9: A testing method according to claim 1, comprising a testing phase during which the motor means deliver a resisting torque C and a testing phase during which the motor means deliver a driving torque C.

10: A testing method according to claim 1, wherein a braking system controlled by an effort modulation as a function of the deceleration of the line is tested; said method comprising a first testing phase of during which the modulation is suspended and a second testing phase during which the braking system is controlled by an effort modulation.

11: A testing method according to claim 1, further comprising a phase of testing the sliding pressure of the braking system comprising:

from the stop rating of the installation, the unloaded installation is driven by the main motor means delivering a constant torque C;

the pressure in the braking system is varied; and

the pressure P test is measured in the braking system when the installation exceeds a threshold speed V “threshold”.

12: A testing method according to claim 11, wherein during the prior phase of acquisition of reference data:

from the stop rating of the installation, the unloaded installation is driven by the main motor means delivering a constant torque C;

the pressure in the braking system is varied; and

the pressure P ref is measured in the braking system when the installation exceeds a threshold speed V “threshold”
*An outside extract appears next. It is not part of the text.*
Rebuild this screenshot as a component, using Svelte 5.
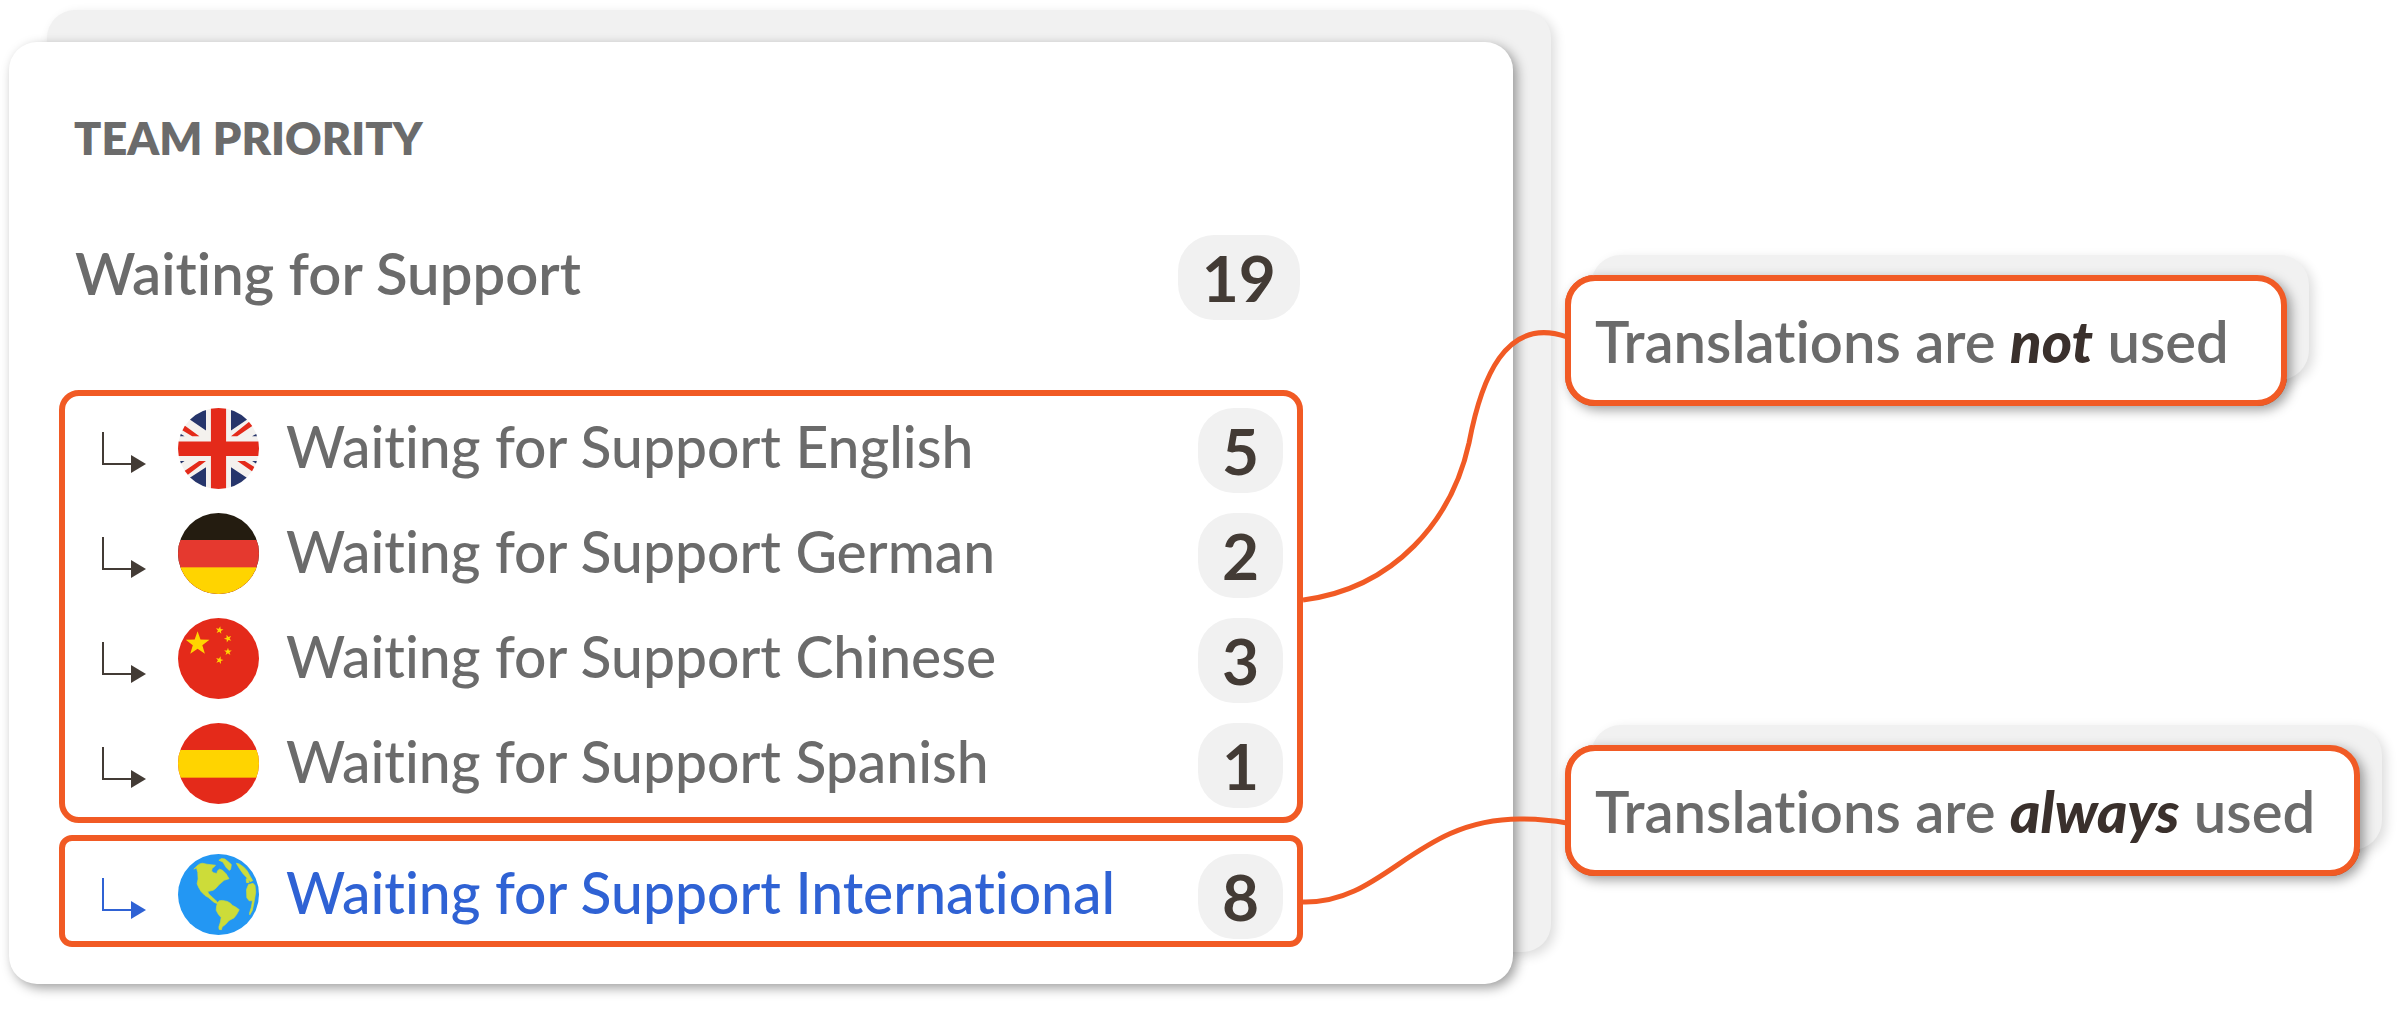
<script>
  const queues = [
    { flag: 'uk', label: 'Waiting for Support English', count: 5 },
    { flag: 'germany', label: 'Waiting for Support German', count: 2 },
    { flag: 'china', label: 'Waiting for Support Chinese', count: 3 },
    { flag: 'spain', label: 'Waiting for Support Spanish', count: 1 }
  ];
  const international = [
    { flag: 'globe', label: 'Waiting for Support International', count: 8 }
  ];

  function star(cx, cy, r, turn) {
    return Array.from({ length: 10 }, (_, i) => {
      const radius = i % 2 ? r * 0.4 : r;
      const a = ((turn - 90 + i * 36) * Math.PI) / 180;
      return `${(cx + radius * Math.cos(a)).toFixed(1)},${(cy + radius * Math.sin(a)).toFixed(1)}`;
    }).join(' ');
  }
  const stars = [
    star(58, 76, 37, 0),
    star(123, 36, 12, 10),
    star(148, 61, 12, -20),
    star(148, 100, 12, 0),
    star(123, 125, 12, 15)
  ];
</script>

{#snippet icon(name)}
  {#if name === 'uk'}
    <svg class="flag" viewBox="384 82 246 246" aria-hidden="true">
      <rect x="384" y="82" width="246" height="246" fill="#f4f1ee" />
      <path fill="#26356b" d="M421 118 469 150V70H400ZM593 118 545 150V70H610ZM421 293 469 262V340H400ZM592 293 545 262V340H610ZM384 156 404 168H384ZM630 156 609 168H630ZM384 243H404L384 257ZM630 243H609L630 257Z" />
      <path fill="#e42a1a" d="M402 134 449 168H427L388 144ZM545 168 602 122 614 134 564 168ZM469 243 410 288 398 277 448 243ZM564 243H587L624 266 612 276Z" />
      <path fill="#e42a1a" d="M484 82H530V184H630V228H530V328H484V228H384V184H484Z" />
    </svg>
  {:else if name === 'germany'}
    <svg class="flag" viewBox="0 0 240 240" aria-hidden="true">
      <rect width="240" height="240" fill="#241c10" />
      <rect y="80" width="240" height="160" fill="#e5392f" />
      <rect y="161" width="240" height="79" fill="#ffd400" />
    </svg>
  {:else if name === 'china'}
    <svg class="flag" viewBox="0 0 240 240" aria-hidden="true">
      <rect width="240" height="240" fill="#e42a1a" />
      {#each stars as points}
        <polygon {points} fill="#ffd400" />
      {/each}
    </svg>
  {:else if name === 'spain'}
    <svg class="flag" viewBox="0 0 246 246" aria-hidden="true">
      <rect width="246" height="246" fill="#e42a1a" />
      <rect y="82" width="246" height="84" fill="#ffd400" />
    </svg>
  {:else}
    <svg class="flag" viewBox="380 484 246 246" aria-hidden="true">
      <rect x="380" y="484" width="246" height="246" fill="#2397f3" />
      <g fill="#cddc39" stroke="#cddc39" stroke-width="2" stroke-linejoin="round">
        <path d="M428 530 438 520 446 514 454 512 468 515 494 518 490 523 484 527 482 536 488 541 498 543 500 535 506 530 515 533 526 544 535 559 520 564 505 577 495 588 487 594 470 598 474 606 485 616 498 628 502 636 490 631 472 616 462 610 450 598 442 584 438 574 441 560 440 540 436 526Z" />
        <path d="M500 633 505 626 515 625 530 628 540 634 545 640 555 645 566 653 558 668 550 678 535 686 525 697 514 706 512 714 505 713 504 706 509 690 511 677 503 668 496 655 497 643Z" />
        <path d="M504 503 512 498 522 499 532 507 542 516 540 530 536 534 527 526 516 508Z" />
        <path d="M557 512 566 514 580 524 590 535 600 553 607 565 599 568 590 557 577 543 566 527ZM587 559 593 560 596 571 588 571Z" />
        <path d="M594 577 608 573 614 580 616 600 612 625 606 655 598 669 597 664 603 645 606 626 596 626 589 617 588 592Z" />
      </g>
    </svg>
  {/if}
{/snippet}

{#snippet rows(items)}
  <ul class="rows">
    {#each items as item}
      <li class="row">
        <svg class="arrow" viewBox="0 0 44 42" aria-hidden="true">
          <path d="M1 0V32H31" fill="none" stroke="currentColor" stroke-width="2" />
          <path d="M29 23 44 32 29 41Z" fill="currentColor" />
        </svg>
        {@render icon(item.flag)}
        <span class="label">{item.label}</span>
        <span class="badge">{item.count}</span>
      </li>
    {/each}
  </ul>
{/snippet}

<main class="stage">
  <section class="card">
    <h1>TEAM PRIORITY</h1>
    <div class="summary">
      <h2>Waiting for Support</h2>
      <span class="badge">19</span>
    </div>
    <div class="group">{@render rows(queues)}</div>
    <div class="group group-active">{@render rows(international)}</div>
  </section>

  <aside class="callouts">
    <div class="callout callout-not">
      <svg class="link link-up" viewBox="0 0 264 280" aria-hidden="true">
        <path d="M0 270C92 258 149 190 166 113C178 50 202 -15 264 7" />
      </svg>
      <p>Translations are <em>not</em> used</p>
    </div>
    <div class="callout callout-always">
      <svg class="link link-down" viewBox="0 0 264 100" aria-hidden="true">
        <path d="M0 92C82 94 112 9 217 9Q242 9 264 13" />
      </svg>
      <p>Translations are <em>always</em> used</p>
    </div>
  </aside>
</main>

<style>
  :global(body) {
    margin: 0;
    background: #fff;
  }

  .stage {
    --orange: #f15a24;
    --grey: #f1f1f1;
    --text: #6b6b6b;
    --dark: #433b35;
    display: grid;
    grid-template-columns: minmax(0, 1fr) 795px;
    column-gap: 52px;
    align-items: start;
    padding: 42px 40px 50px 9px;
    box-sizing: border-box;
    font-family: Lato, 'Open Sans', sans-serif;
    font-size: 58px;
    font-variant-ligatures: none;
    color: var(--text);
  }

  .card,
  .callout {
    position: relative;
    z-index: 0;
  }

  .card {
    padding: 66px 210px 37px 50px;
    border-radius: 28px;
  }

  /* Grey sheet peeking out behind each panel */
  .card::before,
  .callout::before {
    content: '';
    position: absolute;
    z-index: -2;
    background: var(--grey);
    box-shadow: 4px 4px 12px rgba(0, 0, 0, 0.14);
  }

  .card::after,
  .callout::after {
    content: '';
    position: absolute;
    inset: 0;
    z-index: -1;
    background: #fff;
    border-radius: inherit;
    box-shadow: 4px 4px 12px rgba(0, 0, 0, 0.38);
  }

  .card::before {
    inset: -32px -38px 32px 38px;
    border-radius: 28px;
  }

  h1,
  h2,
  p,
  ul {
    margin: 0;
    padding: 0;
  }

  h1 {
    padding-left: 15px;
    font-size: 45px;
    line-height: 60px;
    font-weight: 800;
  }

  .summary {
    display: flex;
    align-items: flex-start;
    justify-content: space-between;
    padding: 0 3px 0 16px;
    margin: 67px 0 70px;
  }

  h2 {
    font-size: 58px;
    line-height: 76px;
    font-weight: 600;
  }

  .group {
    padding: 12px 14px 9px 37px;
    border: 6px solid var(--orange);
    border-radius: 20px;
  }

  .group-active {
    margin-top: 12px;
    padding-top: 13px;
    padding-bottom: 2px;
    border-radius: 13px;
    color: #2f62d4;
  }

  .rows {
    display: flex;
    flex-direction: column;
    gap: 20px;
    list-style: none;
  }

  .row {
    display: flex;
    align-items: flex-start;
  }

  .arrow {
    flex: none;
    width: 44px;
    height: 42px;
    margin: 24px 32px 0 0;
    color: var(--dark);
  }

  .group-active .arrow {
    color: inherit;
  }

  .flag {
    flex: none;
    width: 81px;
    height: 81px;
    margin-right: 27px;
    border-radius: 50%;
  }

  .label {
    flex: 1;
    font-size: 57px;
    line-height: 76px;
    font-weight: 500;
    white-space: nowrap;
  }

  .badge {
    flex: none;
    box-sizing: border-box;
    min-width: 85px;
    padding: 0 24px;
    border-radius: 36px;
    background: var(--grey);
    color: var(--dark);
    font-size: 64px;
    line-height: 85px;
    font-weight: 700;
    text-align: center;
  }

  .callouts {
    display: flex;
    flex-direction: column;
    align-items: flex-start;
    gap: 339px;
    padding-top: 233px;
  }

  .callout {
    box-sizing: border-box;
    padding: 24px;
    border: 6px solid var(--orange);
    border-radius: 30px;
    white-space: nowrap;
  }

  .callout::before {
    inset: -26px -28px 20px 20px;
    border-radius: 30px;
  }

  .callout::after {
    inset: -6px;
    border: 6px solid var(--orange);
  }

  .callout-not {
    width: 722px;
  }

  .callout-always {
    width: 100%;
  }

  .callout p {
    font-weight: 600;
    line-height: 71px;
  }

  .callout em {
    color: #3a302c;
    font-weight: 900;
  }

  .link {
    position: absolute;
    right: calc(100% + 4px);
    width: 264px;
    fill: none;
    stroke: var(--orange);
    stroke-width: 5;
  }

  .link-up {
    top: 49px;
    height: 280px;
  }

  .link-down {
    top: 59px;
    height: 100px;
  }
</style>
the testing phase includes a step of comparing the P ref and P test pressures.

13: A testing method according to claim 2, wherein during the phases of testing and acquisition of reference data, the position of the vehicles driven by the cable are synchronized when the actuation of the system is triggered.

14: A testing method according to claim 1, wherein the position of the driven vehicles is synchronized using a vehicle passing warning alarm.

15: A software which can be directly downloaded into the memory of an automaton in order to control the steps of the testing method of claim 1 when said software is being executed.